> _Written task_
Some lines in the listing below may include the string "full". How many are there? Give only the number.
========================
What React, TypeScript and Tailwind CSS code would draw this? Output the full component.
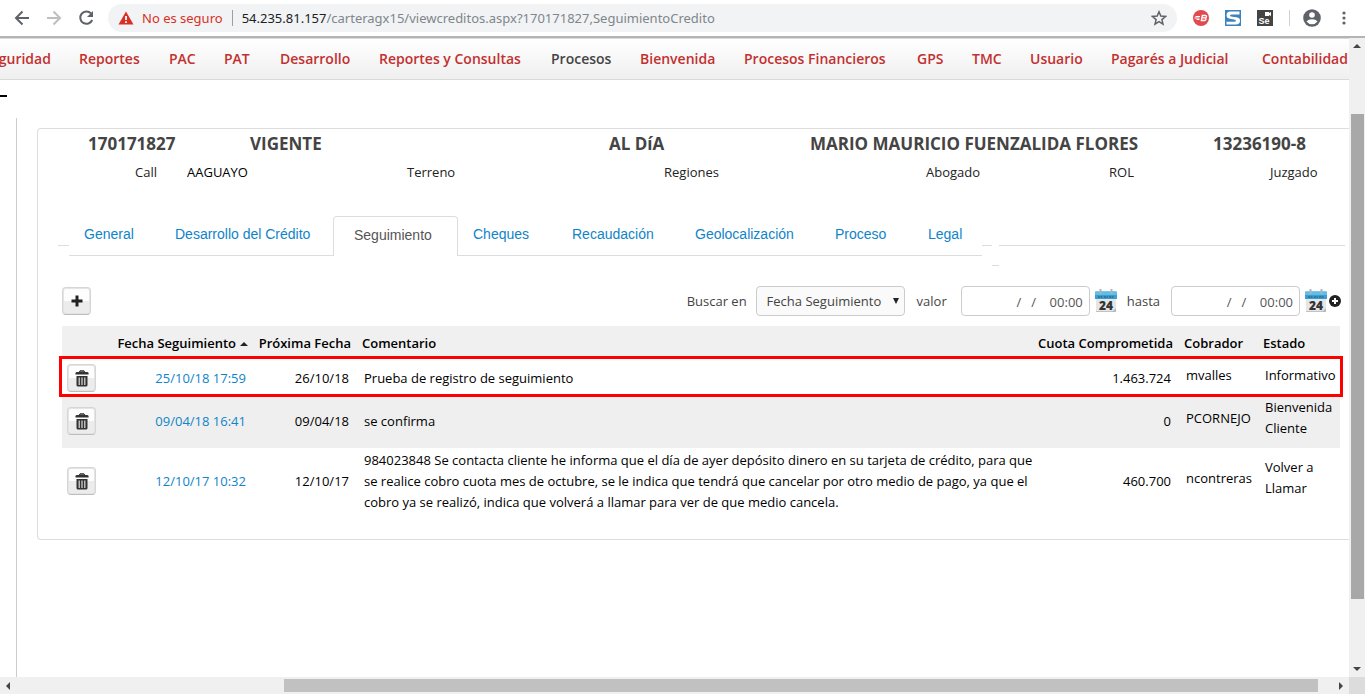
import type { ReactNode } from "react";

const menu: { label: string; cls: string }[] = [
  { label: "Seguridad", cls: "w-[96px] text-[#c23030]" },
  { label: "Reportes", cls: "w-[90px] text-[#c23030]" },
  { label: "PAC", cls: "w-[55px] text-[#c23030]" },
  { label: "PAT", cls: "w-[56px] text-[#c23030]" },
  { label: "Desarrollo", cls: "w-[99px] text-[#c23030]" },
  { label: "Reportes y Consultas", cls: "w-[172px] text-[#c23030]" },
  { label: "Procesos", cls: "w-[89px] text-[#444]" },
  { label: "Bienvenida", cls: "w-[104px] text-[#c23030]" },
  { label: "Procesos Financieros", cls: "w-[173px] text-[#c23030]" },
  { label: "GPS", cls: "w-[55px] text-[#c23030]" },
  { label: "TMC", cls: "w-[58px] text-[#c23030]" },
  { label: "Usuario", cls: "w-[81px] text-[#c23030]" },
  { label: "Pagarés a Judicial", cls: "w-[151px] text-[#c23030]" },
  { label: "Contabilidad", cls: "w-[87px] text-[#c23030]" },
];

const tabs: { label: string; cls: string }[] = [
  { label: "General", cls: "w-[91px]" },
  { label: "Desarrollo del Crédito", cls: "w-[173px]" },
  { label: "Seguimiento", cls: "w-[125px]" },
  { label: "Cheques", cls: "w-[99px]" },
  { label: "Recaudación", cls: "w-[123px]" },
  { label: "Geolocalización", cls: "w-[140px]" },
  { label: "Proceso", cls: "w-[93px]" },
  { label: "Legal", cls: "w-[69px]" },
];

type Entry = {
  date: string;
  next: string;
  comment: string[];
  fee: string;
  collector: string;
  state: string[];
  row: string;
};

const entries: Entry[] = [
  {
    date: "25/10/18 17:59",
    next: "26/10/18",
    comment: ["Prueba de registro de seguimiento"],
    fee: "1.463.724",
    collector: "mvalles",
    state: ["Informativo"],
    row: "h-[35px] outline-[3px] outline-solid outline-[#ff0000] [&>td]:pt-[3px]",
  },
  {
    date: "09/04/18 16:41",
    next: "09/04/18",
    comment: ["se confirma"],
    fee: "0",
    collector: "PCORNEJO",
    state: ["Bienvenida", "Cliente"],
    row: "h-[54px] bg-[#efefef]",
  },
  {
    date: "12/10/17 10:32",
    next: "12/10/17",
    comment: [
      "984023848 Se contacta cliente he informa que el día de ayer depósito dinero en su tarjeta de crédito, para que",
      "se realice cobro cuota mes de octubre, se le indica que tendrá que cancelar por otro medio de pago, ya que el",
      "cobro ya se realizó, indica que volverá a llamar para ver de que medio cancela.",
    ],
    fee: "460.700",
    collector: "ncontreras",
    state: ["Volver a", "Llamar"],
    row: "h-[66px]",
  },
];

function Lines({ items }: { items: string[] }) {
  return (
    <>
      {items.map((line) => (
        <span key={line} className="block whitespace-nowrap">
          {line}
        </span>
      ))}
    </>
  );
}

function IconButton({ label, children }: { label: string; children: ReactNode }) {
  return (
    <button
      type="button"
      aria-label={label}
      className="flex h-7 w-[29px] items-center justify-center rounded-[4px] border border-[#d6d6d6] border-b-[#bdbdbd] bg-linear-to-b from-[#fdfdfd] from-50% to-[#ececec] to-50% shadow-[inset_0_0_0_1px_#e4e4e4]"
    >
      {children}
    </button>
  );
}

function Trash() {
  return (
    <svg viewBox="0 0 14 17" className="h-[17px] w-[14px]" aria-hidden="true">
      <path d="M4 2.500 5 .8h4l1 1.700" fill="#777" stroke="#333" strokeWidth="1" />
      <path d="M.5 3.200q0-1.200 1.500-1.200h10q1.500 0 1.500 1.200v1.300H.5z" fill="#333" />
      <path d="M1.500 6h11v9q0 1.500-1.500 1.500H3q-1.500 0-1.500-1.500z" fill="#333" />
      <path d="M4.200 7.500v7.500M7 7.500v7.500M9.800 7.500v7.500" stroke="#ddd" strokeWidth="1.200" />
    </svg>
  );
}

function Calendar() {
  return (
    <svg viewBox="0 0 22 24" className="h-6 w-[22px]" aria-hidden="true">
      <rect x="1" y="9" width="20" height="14" fill="#e4e6e7" />
      <path d="M1 22.500h20" stroke="#bfc3c5" />
      <path d="M0 3.500q0-1 1-1h20q1 0 1 1V10H0z" fill="#3a9fd0" />
      <path d="M0 3.500q0-1 1-1h20q1 0 1 1V6H0z" fill="#63bce6" />
      <path d="M3 8h5m1 0h4m1 0h5" stroke="#24719b" strokeWidth="1.500" strokeDasharray="2 .6" />
      <path d="M5.500 0v5M16.500 0v5" stroke="#a9b4ba" strokeWidth="2" />
      <path d="m17 23 4-4v4z" fill="#b5b9bb" />
      <text x="11" y="20.500" textAnchor="middle" fontFamily="Open Sans" fontWeight="800" fontSize="12" fill="#333">
        24
      </text>
    </svg>
  );
}

function DateField({ label }: { label: string }) {
  return (
    <>
      <input
        type="text"
        aria-label={label}
        defaultValue="/   /    00:00"
        className="h-[30px] w-[129px] rounded-[4px] border border-[#ccc] bg-white pt-0.5 pr-1.5 text-right text-[13px] whitespace-pre text-[#555]"
      />
      <button type="button" aria-label={`Calendario ${label}`} className="ml-[5px]">
        <Calendar />
      </button>
    </>
  );
}

function Toolbar() {
  return (
    <header className="flex h-[38px] shrink-0 items-center border-b-2 border-[#b4b4b4] bg-white pr-[18px] pl-[14px] text-[#5f6368]">
      <button type="button" aria-label="Atrás">
        <svg viewBox="0 0 16 16" className="size-4" fill="none" stroke="#5f6368" strokeWidth="2">
          <path d="M15 8H2M8.500 1.500 2 8l6.500 6.500" />
        </svg>
      </button>
      <button type="button" aria-label="Adelante" className="ml-4">
        <svg viewBox="0 0 16 16" className="size-4" fill="none" stroke="#bdbfc1" strokeWidth="2">
          <path d="M1 8h13M7.500 1.500 14 8l-6.500 6.500" />
        </svg>
      </button>
      <button type="button" aria-label="Recargar" className="ml-4">
        <svg viewBox="0 0 16 16" className="size-4">
          <path d="M13 3.400A6.200 6.200 0 1 0 14.200 10" fill="none" stroke="#5f6368" strokeWidth="2" />
          <path d="M15 1v6H9z" fill="#5f6368" />
        </svg>
      </button>
      <div className="ml-[14px] flex h-7 min-w-0 grow items-center rounded-full bg-[#f1f3f4] pr-2.5 pl-2.5 font-['Noto_Sans',sans-serif] text-[13px]">
        <svg viewBox="0 0 16 14" className="h-[14px] w-4 shrink-0" aria-hidden="true">
          <path d="M8 .5 15.500 13.500H.5z" fill="#d93025" />
          <path d="M8 5v4M8 10.300v1.700" stroke="#fff" strokeWidth="1.800" />
        </svg>
        <span className="ml-2 pt-px whitespace-nowrap text-[#d93025]">No es seguro</span>
        <span className="mx-[9px] h-4 w-px shrink-0 bg-[#9aa0a6]" />
        <span className="grow pt-px whitespace-nowrap text-[#80868b]">
          <span className="text-[#202124]">54.235.81.157</span>
          /carteragx15/viewcreditos.aspx?170171827,SeguimientoCredito
        </span>
        <button type="button" aria-label="Favorito">
          <svg viewBox="0 0 16 16" className="size-4" fill="none" stroke="#5f6368" strokeWidth="1.500">
            <path d="m8 1.800 1.800 4.300 4.700.4-3.600 3.100 1.100 4.600L8 11.700l-4 2.500 1.100-4.600L1.500 6.500l4.700-.4z" />
          </svg>
        </button>
      </div>
      <svg viewBox="0 0 16 16" className="ml-4 size-4 shrink-0" aria-hidden="true">
        <circle cx="8" cy="8" r="8" fill="#e34a50" />
        <path d="M2.500 6.500h4.500M1.500 8h5M3.500 9.500h3" stroke="#fff" strokeWidth="1" />
        <path d="M9.300 5.500h3.200q1.200 0 1 1.200-.2 1.200-1.300 1.200H9q1.300 0 3 0 1.200.2 1 1.300-.2 1.300-1.500 1.300H8.300z" fill="none" stroke="#fff" strokeWidth="1.300" />
      </svg>
      <svg viewBox="0 0 16 16" className="ml-4 size-4 shrink-0" aria-hidden="true">
        <rect width="16" height="16" fill="#3f83bd" />
        <path d="M14.500 1.500v3H7q-2 0-2 1t2 1.200l4.500.6q3.500.5 3.500 3.400 0 3.800-4 3.800H1.500v-2.800H9q2 0 2-1T9 9.400l-4-.6Q1.500 8.300 1.500 5.300 1.500 1.500 5.500 1.500z" fill="#fff" />
      </svg>
      <svg viewBox="0 0 16 16" className="ml-4 size-4 shrink-0" aria-hidden="true">
        <rect width="16" height="16" fill="#444" />
        <path d="M8 2h4v1l2-1v4l-2-1v1H8z" fill="#fff" />
        <text x="1.500" y="14" fontFamily="Liberation Sans" fontWeight="700" fontSize="9" fill="#fff">
          Se
        </text>
      </svg>
      <span className="ml-4 h-4 w-px shrink-0 bg-[#cfd1d3]" />
      <button type="button" aria-label="Perfil" className="ml-3">
        <svg viewBox="0 0 20 20" className="size-5">
          <circle cx="10" cy="10" r="8.800" fill="#5f6368" />
          <circle cx="10" cy="7" r="2.800" fill="#fff" />
          <path d="M4.500 13.600q1.700-2.400 5.500-2.400t5.500 2.400Q13.500 16.300 10 16.300t-5.500-2.700z" fill="#fff" />
        </svg>
      </button>
      <button type="button" aria-label="Menú" className="ml-[19px]">
        <svg viewBox="0 0 6 16" className="h-4 w-1.5" fill="#5f6368">
          <circle cx="3" cy="3" r="1.600" />
          <circle cx="3" cy="8" r="1.600" />
          <circle cx="3" cy="13" r="1.600" />
        </svg>
      </button>
    </header>
  );
}

function MainMenu() {
  return (
    <nav className="flex h-[42px] items-center justify-end overflow-hidden border-t border-b border-[#d9d9d9] bg-linear-to-b from-white to-[#efefef] pb-0.5">
      {menu.map((item) => (
        <a key={item.label} href="#" className={`shrink-0 text-[14px] font-semibold whitespace-nowrap ${item.cls}`}>
          {item.label}
        </a>
      ))}
    </nav>
  );
}

function CreditSummary() {
  return (
    <>
      <div className="grid h-[30px] grid-cols-[50fr_162fr_359fr_201fr_403fr_136fr] items-center text-[17px] font-bold whitespace-nowrap text-[#444]">
        <span />
        <span>170171827</span>
        <span>VIGENTE</span>
        <span>AL DíA</span>
        <span>MARIO MAURICIO FUENZALIDA FLORES</span>
        <span>13236190-8</span>
      </div>
      <div className="grid h-7 grid-cols-[97fr_52fr_220fr_257fr_262fr_183fr_161fr_79fr] items-center text-[13px] font-medium whitespace-nowrap text-[#222]">
        <span />
        <span>Call</span>
        <span className="font-normal text-black">AAGUAYO</span>
        <span>Terreno</span>
        <span>Regiones</span>
        <span>Abogado</span>
        <span>ROL</span>
        <span>Juzgado</span>
      </div>
    </>
  );
}

function TabBar() {
  return (
    <div className="mt-[29px] flex h-[50px] items-start pr-1 pl-5 font-['Liberation_Sans',Arial,sans-serif] text-[14px]">
      <span className="mt-[29px] h-px w-[11px] shrink-0 bg-[#ddd]" />
      <div role="tablist" className="flex h-10 shrink-0">
        {tabs.map((tab) => {
          const active = tab.label === "Seguimiento";
          const look = active
            ? "rounded-t-[4px] border border-b-0 border-[#ddd] pb-[3px] pl-5 text-[#555]"
            : "border-b border-[#ddd] pb-0.5 pl-[15px] text-[#0f84c8]";
          return (
            <button
              key={tab.label}
              type="button"
              role="tab"
              aria-selected={active}
              className={`text-left whitespace-nowrap ${look} ${tab.cls}`}
            >
              {tab.label}
            </button>
          );
        })}
      </div>
      <span className="mt-[29px] h-px w-2.5 shrink-0 bg-[#ddd]" />
      <span className="mt-[49px] h-px w-[7px] shrink-0 bg-[#ddd]" />
      <span className="mt-[29px] h-px grow bg-[#ddd]" />
    </div>
  );
}

function SearchBar() {
  return (
    <div className="mt-5 flex h-[30px] items-center pr-2 pl-6 text-[13px] text-[#444]">
      <IconButton label="Agregar">
        <svg viewBox="0 0 12 12" className="size-3">
          <path d="M6 .5v11M.5 6h11" stroke="#222" strokeWidth="3" />
        </svg>
      </IconButton>
      <label htmlFor="field" className="ml-auto pt-0.5">
        Buscar en
      </label>
      <div className="relative ml-[9px]">
        <select
          id="field"
          className="h-[30px] w-[149px] appearance-none rounded-[4px] border border-[#ccc] bg-[#fafafa] pt-0.5 pl-2.5 text-[13px] text-[#444]"
        >
          <option>Fecha Seguimiento</option>
        </select>
        <svg viewBox="0 0 6 6" className="pointer-events-none absolute top-3 right-1.5 size-1.5" aria-hidden="true">
          <path d="M0 0h6L3 6z" fill="#222" />
        </svg>
      </div>
      <span className="mr-[14px] ml-3 pt-0.5">valor</span>
      <DateField label="valor" />
      <span className="mr-[11px] ml-2.5 pt-0.5">hasta</span>
      <DateField label="hasta" />
      <button type="button" aria-label="Agregar filtro" className="ml-0.5">
        <svg viewBox="0 0 12 12" className="size-3">
          <circle cx="6" cy="6" r="6" fill="#222" />
          <path d="M6 3v6M3 6h6" stroke="#fff" strokeWidth="2" />
        </svg>
      </button>
    </div>
  );
}

function FollowUpTable() {
  return (
    <div className="mt-2.5 pr-[9px] pl-6">
      <table className="w-full table-fixed border-collapse text-[13px] leading-[21px] text-black">
        <colgroup>
          <col className="w-[46px]" />
          <col className="w-[146px]" />
          <col className="w-[105px]" />
          <col />
          <col className="w-[160px]" />
          <col className="w-[79px]" />
          <col className="w-[82px]" />
        </colgroup>
        <thead>
          <tr className="h-[33px] bg-[#f0f0f0] text-left whitespace-nowrap [&>th]:pt-0.5">
            <th aria-label="Acciones" />
            <th className="pr-1.5 text-right font-semibold">
              <span className="inline-flex items-center gap-1">
                Fecha Seguimiento
                <svg viewBox="0 0 8 4" className="h-1 w-2" aria-hidden="true">
                  <path d="M0 4h8L4 0z" fill="#222" />
                </svg>
              </span>
            </th>
            <th className="pr-2 text-right font-semibold">Próxima Fecha</th>
            <th className="pl-[3px] font-semibold">Comentario</th>
            <th className="pr-1.5 text-right font-semibold">Cuota Comprometida</th>
            <th className="pl-[5px] font-semibold">Cobrador</th>
            <th className="pl-[5px] font-semibold">Estado</th>
          </tr>
        </thead>
        <tbody>
          {entries.map((entry) => (
            <tr key={entry.date} className={entry.row}>
              <td className="pl-[5px]">
                <IconButton label={`Eliminar ${entry.date}`}>
                  <Trash />
                </IconButton>
              </td>
              <td className="pr-2 text-right">
                <a href="#" className="text-[#0f84c8]">
                  {entry.date}
                </a>
              </td>
              <td className="pr-2.5 text-right">{entry.next}</td>
              <td className="pl-[5px]">
                <Lines items={entry.comment} />
              </td>
              <td className="pr-2 text-right">{entry.fee}</td>
              <td className="pb-1.5 pl-[7px]">{entry.collector}</td>
              <td className="pb-1.5 pl-[7px]">
                <Lines items={entry.state} />
              </td>
            </tr>
          ))}
        </tbody>
      </table>
    </div>
  );
}

function Arrow({ d }: { d: string }) {
  return (
    <svg viewBox="0 0 8 8" className="size-2 shrink-0" aria-hidden="true">
      <path d={d} fill="#444" />
    </svg>
  );
}

export default function App() {
  return (
    <div className="flex h-screen flex-col overflow-hidden bg-white font-['Open_Sans',sans-serif]">
      <Toolbar />
      <div className="flex min-h-0 grow">
        <div className="flex min-w-0 grow flex-col overflow-hidden">
          <MainMenu />
          <div className="flex h-[38px] shrink-0 items-center">
            <span className="mb-1.5 h-0.5 w-[7px] bg-black" />
          </div>
          <main className="ml-4 grow border-l border-[#ccc] pt-2.5 pl-5">
            <section className="rounded-l-[4px] border border-r-0 border-[#ddd] pb-[25px]">
              <CreditSummary />
              <TabBar />
              <SearchBar />
              <FollowUpTable />
            </section>
          </main>
        </div>
        <div className="flex w-4 shrink-0 flex-col items-center bg-[#f0f0f0] py-1">
          <Arrow d="M0 6h8L4 2z" />
          <div className="mt-16 mb-[66px] w-[13px] grow bg-[#a8a8a8]" />
          <Arrow d="M0 2h8L4 6z" />
        </div>
      </div>
      <div className="flex h-[17px] shrink-0 items-center bg-[#f0f0f0]">
        <div className="flex grow items-center px-1">
          <Arrow d="M6 0v8L2 4z" />
          <div className="mr-[19px] ml-[272px] h-[13px] grow bg-[#c1c1c1]" />
          <Arrow d="M2 0v8l4-4z" />
        </div>
        <div className="h-full w-4 bg-[#dcdcdc]" />
      </div>
    </div>
  );
}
========================
> _Answer_
4